State Ingnores Miami's Homeless Sex Offenders
Miami's colony of sex offenders is a lot like a big, stubborn pimple on the nose of the city: Nobody likes it and yet it just keeps growing. So it's no surprise that after nearly two years of policymakers ignoring the problem, it's gotten uglier.
In response, Miami city commissioners passed a good-intentioned, if somewhat toothless resolution yesterday. To sum it up: The city will ask the state to form a task force to study and solve the public-safety-meets-human-rights nightmare.

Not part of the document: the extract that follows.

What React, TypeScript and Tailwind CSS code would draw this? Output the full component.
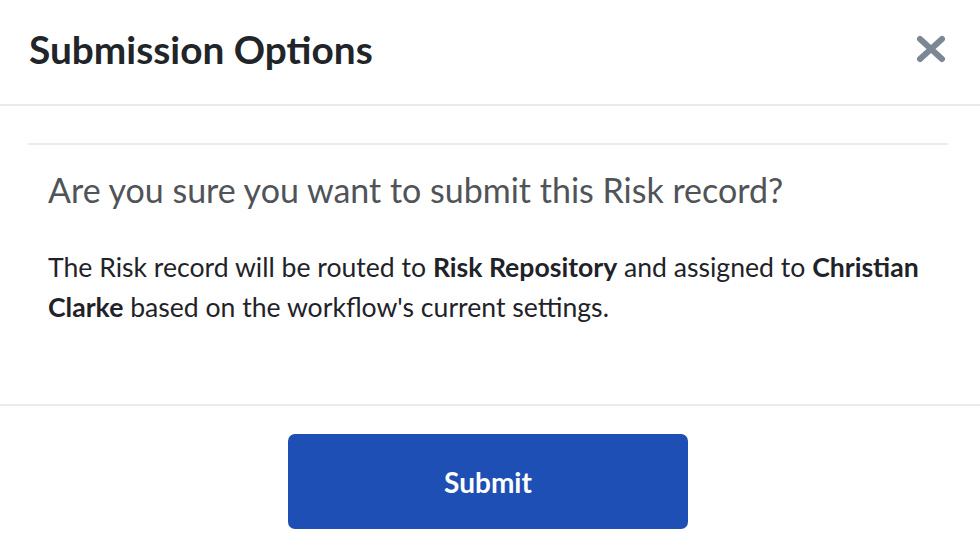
export default function App() {
  return (
    <div className="w-[980px] h-[550px] bg-white font-['Lato',sans-serif] overflow-hidden">
      <div className="flex items-center justify-between h-[106px] pl-[29px] pr-[34px] border-b-2 border-[#e9ecef]">
        <h1 className="text-[38.8px] font-bold text-[#212529] leading-[48px] pb-[7px]">Submission Options</h1>
        <button aria-label="Close" className="text-[#7b8793] pb-[6px]">
          <svg width="30" height="28" viewBox="0 0 30 28">
            <path d="M4 4 L26 24 M26 4 L4 24" stroke="currentColor" strokeWidth="6" strokeLinecap="round" />
          </svg>
        </button>
      </div>
      <div className="px-[28px] pt-[37px] h-[298px]">
        <div className="border-t-2 border-[#e9ecef] w-[920px]" />
        <div className="px-[20px] pt-[25px]">
          <h2 className="text-[34px] text-[#505459] leading-[40px]">Are you sure you want to submit this Risk record?</h2>
          <p className="mt-[37px] text-[26.6px] leading-[40px] text-[#1f2329]">
            The Risk record will be routed to <b>Risk Repository</b> and assigned to <b>Christian Clarke</b> based on the workflow's current settings.
          </p>
        </div>
      </div>
      <div className="border-t-2 border-[#e9ecef] flex justify-center pt-[28px] pr-[4px]">
        <button className="w-[400px] h-[95px] rounded-[7px] bg-[#1e4fb4] text-white text-[28px] font-bold">Submit</button>
      </div>
    </div>
  );
}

The group will consist of law enforcement, researchers, lawmakers, and social justice advocates.
"Until we put the Governor on the spot, he will do nothing," Commissioner Marc Sarnoff told a late-morning city hall crowd of about twenty. "Until you put a politician on the spot, he will do nothing."
In the audience, a slim African American fellow nodded with an ironic little smirk. A poised, well-dressed women from the ACLU scribbled something onto a notebook. And Commissioner Tomas Regaldo took a call on his cell phone.
(More after jump.)
Afterwards, Miami Chief of Police John Timoney complained the encampment has "caused a great deal of strain on police recourses."
The bridge is one of the only places in Miami-Dade that doesn't violate an ordinance restricting offenders from living 2,500 from a school. The state sanctioned tent settlement has more than doubled since New Times broke the story in 2007.
Residents seem collectively unconvinced the city's new motion will do much. They have watched the elderly, the clinically insane, and the tremendously violent set up camp and flee the close quarters for past two years.
Says 31 year-old Juan Martin, who was convicted of exposing himself to a teenage girl: "Come on; nothing ever changes. I'm gonna be under here for the rest of my natural mother fucking life."